Despite the industry as a whole often toeing the line of humanitarianism and White savior complexes, it’s needless to say: the world of coffee has a heart to act for the social good of people because people are its core.
But in Melbourne—a city globally known and highly revered for its cafe culture—there rings a silence toward mobilizing for this cause in the coffee scene.
This isn’t true for every cause—there was an outpouring of community support for Australia’s vote to legalize gay marriage, and cafes have worked together nationally to raise money for the homeless. Richmond cafe Long Street Coffee also joins the list of places that employ refugees and recent migrants to Australia. Since we are in the age of coffee businesses utilizing their place in society as social third spaces to take strong stances for marginalized people everywhere, this could be an opportunity for Melbourne to join in. But as time passes, the current silence is beginning to speak volumes.
In North Melbourne at Auction Rooms Cafe, three Sudanese-Australian artists—members of the collective Burn City Movement: Wantu Tha One, i.O.G, and Prince Leo—gather over coffee. They speak openly with Sprudge about their experience being seen as outsiders in a society they grew up in, and how the coffee community could play a role in fighting back against the political and media circus.

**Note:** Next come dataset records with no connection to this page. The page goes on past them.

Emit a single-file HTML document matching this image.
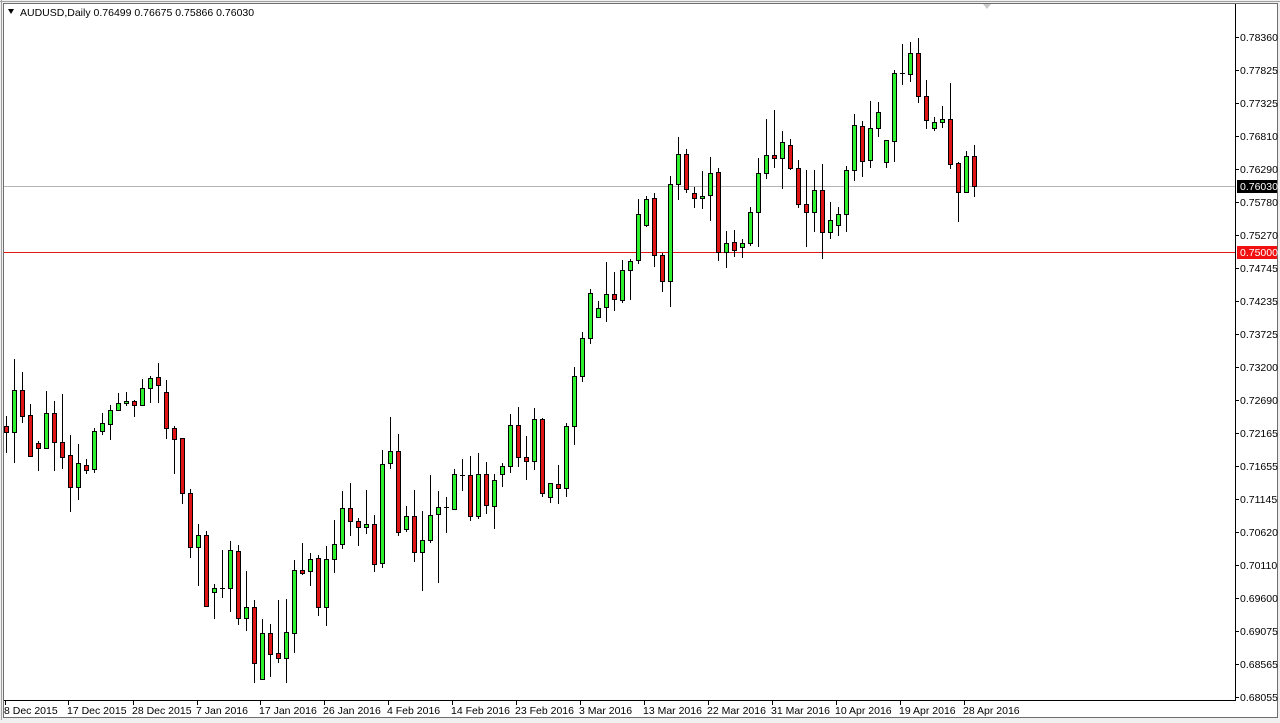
<!DOCTYPE html>
<html><head><meta charset="utf-8">
<style>
html,body{margin:0;padding:0;background:#f0f0f0;}
body{width:1280px;height:723px;overflow:hidden;position:relative;font-family:"Liberation Sans",Arial,sans-serif;}
#c{position:absolute;left:0;top:0;}
</style></head>
<body>
<svg id="c" width="1280" height="723" xmlns="http://www.w3.org/2000/svg" font-family="Liberation Sans, Arial, sans-serif" font-size="10.5">
<rect x="0" y="0" width="1280" height="723" fill="#f0f0f0"/>
<rect x="3.5" y="3.5" width="1274" height="714" fill="#fff" stroke="#6e6e6e"/>
<line x1="1.5" y1="0" x2="1.5" y2="720" stroke="#a0a0a0"/>
<line x1="0" y1="1.5" x2="1280" y2="1.5" stroke="#a0a0a0"/>
<line x1="1235.5" y1="4" x2="1235.5" y2="700" stroke="#000"/>
<line x1="4" y1="700.5" x2="1236" y2="700.5" stroke="#000"/>
<polygon points="983,4 991,4 987,9" fill="#c8c8c8"/>
<polygon points="8,9 14,9 11,14" fill="#000"/>
<text x="20" y="16" fill="#000">AUDUSD,Daily  0.76499 0.76675 0.75866 0.76030</text>
<line x1="4" y1="186.5" x2="1235" y2="186.5" stroke="#b4b4b4"/>
<line x1="4" y1="252.5" x2="1235" y2="252.5" stroke="#e01818"/>
<g id="g"></g>
<g id="ax"></g>
<rect x="1237" y="180" width="40" height="13" fill="#000"/>
<text x="1240" y="190" fill="#fff">0.76030</text>
<rect x="1237" y="246" width="40" height="13" fill="#f01010"/>
<text x="1240" y="256" fill="#fff">0.75000</text>
</svg>
<script>
var c1="r,258,277,228,340|g,151,277,57,368|r,151,227,96,248|r,226,347,192,352|r,310,323,302,392|g,220,323,153,326|r,220,307,183,392|r,307,350,162,386|r,346,442,285,515|g,370,442,312,479|r,376,389,357,401|g,274,388,265,398|g,250,274,220,284|g,211,253,196,299|g,190,211,158,211|g,184,190,156,197|r,184,196,180,230|g,145,196,118,196|g,115,145,108,188|r,112,136,68,188|r,157,265,120,298|r,265,298,258,402|r,295,460,295,493|r,460,622,448,653|g,586,622,552,737|r,586,797,574,797|g,745,757,733,838|d,743,745,630,775|g,631,743,603,815|r,634,835,615,855|g,800,835,692,872|r,800,970,780,1030|g,880,1018,838,1018|r,880,943,853,1010|r,940,955,780,968|g,877,955,776,1030|g,691,880,660,938|r,690,700,610,704|g,658,694,640,738|r,655,800,645,828|g,658,800,618,858";
var c2="g,853,898,780,938|g,745,853,693,868|r,745,782,670,827|r,784,802,775,857|g,793,802,690,822|r,793,913,765,935|g,613,910,570,925|g,574,610,471,627|r,574,817,522,827|g,769,808,738,815|r,769,877,690,905|g,841,877,753,992|g,766,841,645,848|g,742,763,692,970|d,740,742,712,818|g,643,748,628,748|d,644,646,598,692|r,646,767,589,782|g,643,767,579,778|r,643,736,606,762|g,661,737,641,806|g,619,643,610,680|g,496,619,462,638|r,496,592,441,620|r,592,604,528,660|g,478,604,445,630|r,478,700,475,712|g,670,712,670,730|r,673,683,615,731|g,499,685,488,710|g,349,499,320,554|g,235,349,215,365|g,100,235,88,253|g,145,172,123,172|g,103,142,7,185|r,103,118,37,152|g,31,121,0,128|g,4,31,-3,119";
var c3="g,508,586,497,592|r,505,676,490,710|r,676,753,668,785|g,463,753,438,832|g,373,463,321,510|r,373,478,357,488|r,490,505,470,535|g,498,505,422,538|g,430,496,381,572|r,427,667,415,692|g,640,667,603,713|r,637,660,601,680|g,640,652,626,683|g,547,640,531,648|g,430,547,385,650|g,376,430,267,448|r,376,385,240,413|g,337,385,304,478|r,346,415,327,420|r,415,523,390,535|r,523,547,420,650|g,481,547,420,605|r,481,607,402,686|g,571,607,517,626|g,553,586,532,617|g,421,553,408,605|g,286,421,253,452|r,289,394,273,440|g,295,391,213,415|g,247,295,216,320|g,331,397,331,415|g,130,334,120,395|d,130,132,42,165|g,70,133,37,155|r,70,199,25,220|r,199,271,150,296|g,277,295,262,302|g,268,277,228,295|r,268,403,158,418|r,400,487,395,577|g,379,485,364,490|r,379,469,345,502";
var C=[];
function add(s,base){s.split("|").forEach(function(t){var a=t.split(",");C.push([a[0],base+a[1]/3,base+a[2]/3,base+a[3]/3,base+a[4]/3]);});}
add(c1,340);add(c2,260);C.push(["g",214,260,199,264]);add(c3,30);
var h="";
C.forEach(function(k,i){var x=6+8*i;var t=Math.round(k[1]),b=Math.round(k[2]),hi=Math.round(k[3]),lo=Math.round(k[4]);
h+='<line x1="'+(x+.5)+'" y1="'+hi+'" x2="'+(x+.5)+'" y2="'+lo+'" stroke="#000"/>';
if(k[0]=="d"||b-t<1){h+='<line x1="'+(x-2)+'" y1="'+(t+.5)+'" x2="'+(x+3)+'" y2="'+(t+.5)+'" stroke="#000"/>';}
else{h+='<rect x="'+(x-1.5)+'" y="'+(t+.5)+'" width="4" height="'+(b-t)+'" fill="'+(k[0]=="g"?"#2ef02e":"#e01414")+'" stroke="#000"/>';}
});
document.getElementById("g").innerHTML=h;
var P=["0.78360","0.77825","0.77325","0.76810","0.76290","0.75780","0.75270","0.74745","0.74235","0.73725","0.73200","0.72690","0.72165","0.71655","0.71145","0.70620","0.70110","0.69600","0.69075","0.68565","0.68055"];
var a="";
P.forEach(function(p,i){var y=37+33*i;a+='<line x1="1235" y1="'+(y+.5)+'" x2="1239" y2="'+(y+.5)+'" stroke="#000"/><text x="1240" y="'+(y+4)+'" fill="#000">'+p+'</text>';});
var D=[["8 Dec 2015",5],["17 Dec 2015",68],["28 Dec 2015",133],["7 Jan 2016",197],["17 Jan 2016",260],["26 Jan 2016",324],["4 Feb 2016",388],["14 Feb 2016",452],["23 Feb 2016",516],["3 Mar 2016",580],["13 Mar 2016",644],["22 Mar 2016",708],["31 Mar 2016",772],["10 Apr 2016",836],["19 Apr 2016",900],["28 Apr 2016",964]];
D.forEach(function(d){a+='<line x1="'+(d[1]+.5)+'" y1="700" x2="'+(d[1]+.5)+'" y2="705" stroke="#000"/><text x="'+(d[1]-1)+'" y="714" fill="#000">'+d[0]+'</text>';});
document.getElementById("ax").innerHTML=a;
</script>
</body></html>
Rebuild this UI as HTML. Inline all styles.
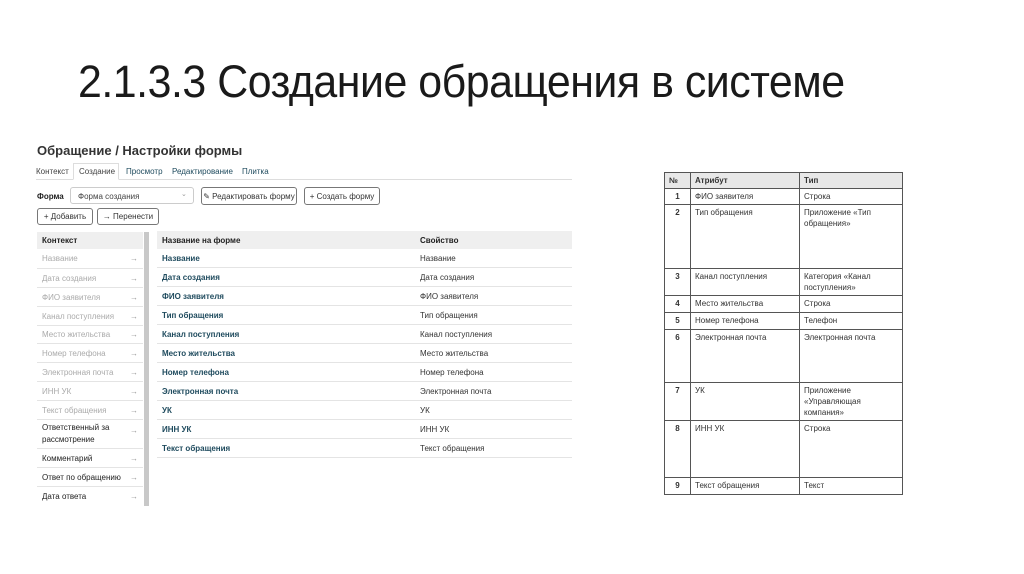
<!DOCTYPE html>
<html><head><meta charset="utf-8"><style>
*{margin:0;padding:0;box-sizing:border-box}
body{width:1024px;height:574px;background:#fff;position:relative;overflow:hidden;font-family:"Liberation Sans","DejaVu Sans",sans-serif;color:#222}
.a{position:absolute;white-space:nowrap}
h1{position:absolute;left:78px;top:56px;font-weight:normal;font-size:45px;color:#1a1a1a;transform-origin:0 0;transform:scaleX(0.953);white-space:nowrap;letter-spacing:-0.5px}
.s{font-size:8px}
.btn{position:absolute;border:1px solid #777;border-radius:3px;font-size:8px;color:#333;display:flex;align-items:center;justify-content:center}
.lr{position:absolute;left:37px;width:106px;border-bottom:1px solid #e4e4e4;font-size:8px;padding-left:5px;display:flex;align-items:center}
.lr span{position:absolute;right:5px;color:#999}
.rr{position:absolute;left:157px;width:415px;height:19px;border-bottom:1px solid #e4e4e4;font-size:8px;display:flex;align-items:center}
.rr b{position:absolute;left:5px;color:#1f4b5e;font-weight:bold}
.rr i{position:absolute;left:263px;font-style:normal;color:#333}
table{position:absolute;left:664px;top:172px;border-collapse:collapse;font-size:8px;width:239px}
td{border:1px solid #555;vertical-align:top;padding:2px 4px;line-height:11px;color:#333}
td:first-child{font-weight:bold;text-align:center;width:26px}
tr.h td{background:#e8e8e8;font-weight:bold;text-align:left}
</style></head><body>
<h1>2.1.3.3 Создание обращения в системе</h1>

<div class="a" style="left:37px;top:143px;font-size:13px;font-weight:bold;color:#333">Обращение / Настройки формы</div>
<div class="a" style="left:36px;top:167px;width:536px;height:13px;border-bottom:1px solid #ddd"></div>
<div class="a" style="left:73px;top:163px;width:46px;height:17px;border:1px solid #ddd;border-bottom:1px solid #fff;background:#fff"></div>
<div class="a s" style="left:36px;top:167px;color:#444">Контекст</div>
<div class="a s" style="left:79px;top:167px;color:#444">Создание</div>
<div class="a s" style="left:126px;top:167px;color:#1f4b5e">Просмотр</div>
<div class="a s" style="left:172px;top:167px;color:#1f4b5e">Редактирование</div>
<div class="a s" style="left:242px;top:167px;color:#1f4b5e">Плитка</div>

<div class="a s" style="left:37px;top:192px;font-weight:bold">Форма</div>
<div class="a" style="left:70px;top:187px;width:124px;height:17px;border:1px solid #ccc;border-radius:3px"></div>
<div class="a s" style="left:78px;top:192px;color:#444">Форма создания</div>
<div class="a" style="left:181px;top:190px;font-size:7px;color:#999">⌄</div>
<div class="btn" style="left:201px;top:187px;width:96px;height:18px">✎ Редактировать форму</div>
<div class="btn" style="left:304px;top:187px;width:76px;height:18px">+ Создать форму</div>
<div class="btn" style="left:37px;top:208px;width:56px;height:17px">+ Добавить</div>
<div class="btn" style="left:97px;top:208px;width:62px;height:17px">→ Перенести</div>

<div class="a" style="left:37px;top:232px;width:106px;height:17px;background:#efefef"></div>
<div class="a s" style="left:42px;top:236px;font-weight:bold">Контекст</div>
<div class="a" style="left:144px;top:232px;width:5px;height:274px;background:#c8c8c8"></div>
<div class="a" style="left:157px;top:231px;width:415px;height:18px;background:#efefef"></div>
<div class="a s" style="left:162px;top:236px;font-weight:bold">Название на форме</div>
<div class="a s" style="left:420px;top:236px;font-weight:bold">Свойство</div>

<div class="lr" style="top:249px;height:20px;color:#aaa">Название<span>→</span></div>
<div class="lr" style="top:269px;height:19px;color:#aaa">Дата создания<span>→</span></div>
<div class="lr" style="top:288px;height:19px;color:#aaa">ФИО заявителя<span>→</span></div>
<div class="lr" style="top:307px;height:19px;color:#aaa">Канал поступления<span>→</span></div>
<div class="lr" style="top:326px;height:18px;color:#aaa">Место жительства<span>→</span></div>
<div class="lr" style="top:344px;height:19px;color:#aaa">Номер телефона<span>→</span></div>
<div class="lr" style="top:363px;height:19px;color:#aaa">Электронная почта<span>→</span></div>
<div class="lr" style="top:382px;height:19px;color:#aaa">ИНН УК<span>→</span></div>
<div class="lr" style="top:401px;height:19px;color:#aaa">Текст обращения<span>→</span></div>
<div class="lr" style="top:420px;height:29px;color:#222;line-height:12px;white-space:normal">Ответственный за<br>рассмотрение<span style="top:5px">→</span></div>
<div class="lr" style="top:449px;height:19px;color:#222">Комментарий<span>→</span></div>
<div class="lr" style="top:468px;height:19px;color:#222">Ответ по обращению<span>→</span></div>
<div class="lr" style="top:487px;height:19px;color:#222;border-bottom:none">Дата ответа<span>→</span></div>

<div class="rr" style="top:249px"><b>Название</b><i>Название</i></div>
<div class="rr" style="top:268px"><b>Дата создания</b><i>Дата создания</i></div>
<div class="rr" style="top:287px"><b>ФИО заявителя</b><i>ФИО заявителя</i></div>
<div class="rr" style="top:306px"><b>Тип обращения</b><i>Тип обращения</i></div>
<div class="rr" style="top:325px"><b>Канал поступления</b><i>Канал поступления</i></div>
<div class="rr" style="top:344px"><b>Место жительства</b><i>Место жительства</i></div>
<div class="rr" style="top:363px"><b>Номер телефона</b><i>Номер телефона</i></div>
<div class="rr" style="top:382px"><b>Электронная почта</b><i>Электронная почта</i></div>
<div class="rr" style="top:401px"><b>УК</b><i>УК</i></div>
<div class="rr" style="top:420px"><b>ИНН УК</b><i>ИНН УК</i></div>
<div class="rr" style="top:439px"><b>Текст обращения</b><i>Текст обращения</i></div>

<table>
<tr class="h" style="height:16px"><td style="text-align:left">№</td><td style="width:109px">Атрибут</td><td>Тип</td></tr>
<tr style="height:16px"><td>1</td><td>ФИО заявителя</td><td>Строка</td></tr>
<tr style="height:64px"><td>2</td><td>Тип обращения</td><td>Приложение «Тип обращения»</td></tr>
<tr style="height:26px"><td>3</td><td>Канал поступления</td><td>Категория «Канал поступления»</td></tr>
<tr style="height:17px"><td>4</td><td>Место жительства</td><td>Строка</td></tr>
<tr style="height:17px"><td>5</td><td>Номер телефона</td><td>Телефон</td></tr>
<tr style="height:53px"><td>6</td><td>Электронная почта</td><td>Электронная почта</td></tr>
<tr style="height:33px"><td>7</td><td>УК</td><td>Приложение «Управляющая компания»</td></tr>
<tr style="height:57px"><td>8</td><td>ИНН УК</td><td>Строка</td></tr>
<tr style="height:17px"><td>9</td><td>Текст обращения</td><td>Текст</td></tr>
</table>
</body></html>
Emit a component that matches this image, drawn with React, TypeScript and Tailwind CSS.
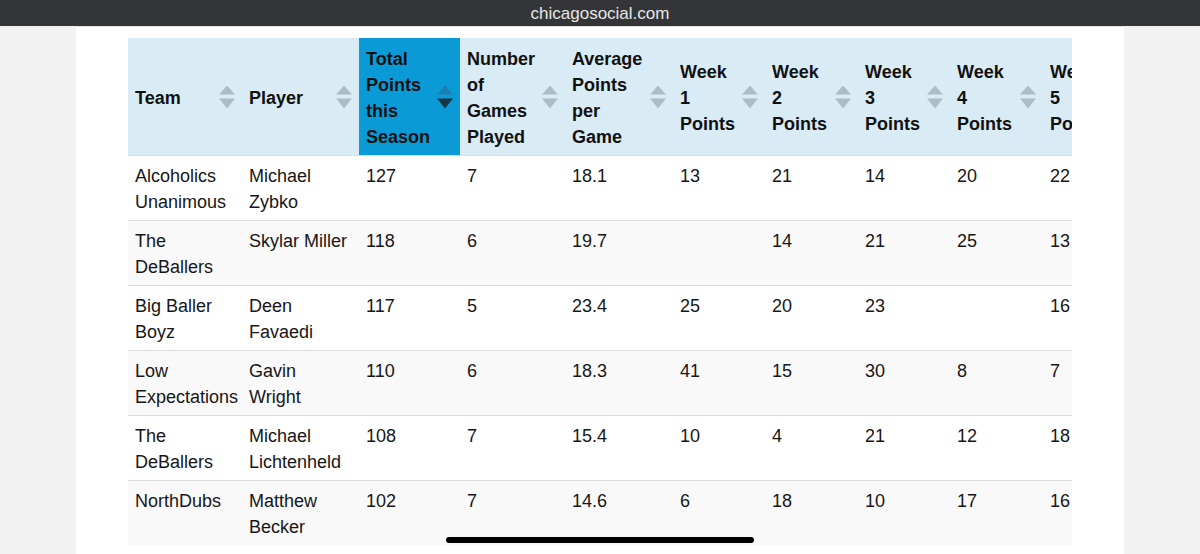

“Growing up in Australia was a wild experience,” i.O.G begins. He’s lived here almost half his life, having moved to Melbourne from South Sudan in 2006. “I grew up in the suburbs, where it was safer than most. Over the years, it’d been peaceful. But now it’s getting serious.”
I.O.G is referring to the recent rise in race-related incidents since the media’s reporting on the “African gang crisis” in the state of Victoria. This sensationalism has lingered in the media all year. Isolated incidents of South Sudanese youth committing crime have been exaggerated, so much so the Prime Minister himself spoke out against the so-called issue.
“The Prime Minister of Australia is blurting out nonsense about African gangs and Sudanese-specific communities, while the police commissioner says this is far from a crisis; just a group of young people getting together now and again committing petty crimes,” says Wantu Tha One. “The statistics don’t add up to what they’re saying.”
And he’s right—crimes committed by Sudanese people in Victoria accounted for 1% of all crime in 2017. While many Victorians know and understand the demonization of South Sudanese people in Australia is to cause unwarranted fear for political party votes, Sudanese-Australians question why it comes at the expense of their own communities. At the same time, some are trying to find creative ways to address these problems while bringing everyone together.
This is where coffee can come in.
Wantu says, “The first thing—[Melbourne] coffee culture would have to find a way to welcome people of all backgrounds. And from there, we can feel more comfortable utilizing these spaces to come together.” Although they’re not the only black people in the cafe on this particular Sunday afternoon, they stand out. The stares from patrons of the cafe are glaringly apparent, but the vibe isn’t inherently unwelcoming.
“[Coffee shops] are more friendly in the city,” Wantu continues. “You find more open minds, and you’re greeted with a friendly smile. There are other areas where you walk into the shop and you feel out of place automatically.”
In the decades following the White Australia Policy ending in 1973, Australia promoted multiculturalism. The City of Melbourne proudly calls itself home to “one of the world’s most harmonious and culturally diverse communities,” reflected heavily in the city’s culinary spread, including coffee. But when you walk into one of the numerous cafes residents and tourists alike have to choose from, folks on both sides of the bar look mostly the same.
There’s a chance for Melbourne cafes to not only open their space to have these conversations and mobilize for the community, but offer jobs, as well. After all, being a barista is considered a serious profession in Australia—often viewed as a trade.
Certain politicians have suggested Sudanese people aren’t adjusting quickly enough to Australian culture. This is an interesting point to make considering the lack of support received overall after migration from a war-torn country to a society much different than their own. But maybe it’s here—at the coffee shop—where the lines that have clearly been drawn to divide Australians can begin to blur.
Prince Leo asserts, “I don’t drink coffee on a daily basis, but I do respect the culture. Over here, it’s more than coffee. It’s social. It’s a vibe. We can use that to bring more awareness to what’s happening right now.”
The idea of spending time behind the espresso machine riles up the conversation as the group sips on cappuccinos and gazes at the baristas working. Wantu says, “Being a barista, you get to meet and connect with a lot of different people. And the idea of having coffee meet-ups to have a space for these connections could make a change.”
In a city where coffee is woven into the fabric of society, the amount of influence the coffee community has is immense. The community can take a stand for its fellow Australians and help change the narrative hurting Sudanese communities. If diversity is truly something we should champion and celebrate instead, standing by silently while certain groups of people are demonized is a step in the wrong direction.
Very recently, Victoria voted to re-elect Labor Party leader Daniel Andrews to office in the state elections. Similar to the American Democratic party, Victorians rejected “a campaign based on fear and division“ in overwhelming numbers. If this is truly the case, there’s no better time for the people of Victoria to band together and slow the ripple effects of this year’s political and media storm.
As Melbourne-based lawyer, activist, and Sudanese-Australian Nyadol Nyuon put it in the Saturday Paper:
“When the voting is done, and political careers are secured or lost, when the journalists put down their ‘pens’ and head to their families or bed, and when the publishers are onto the next story, the resultant scars from this episode of moral panic will still be carved into our lives. And they will still be there, weakening the ties that bind us into a shared identity as Victorians.”
Perhaps these ties can be strengthened again, if at the very least, over a cup of coffee.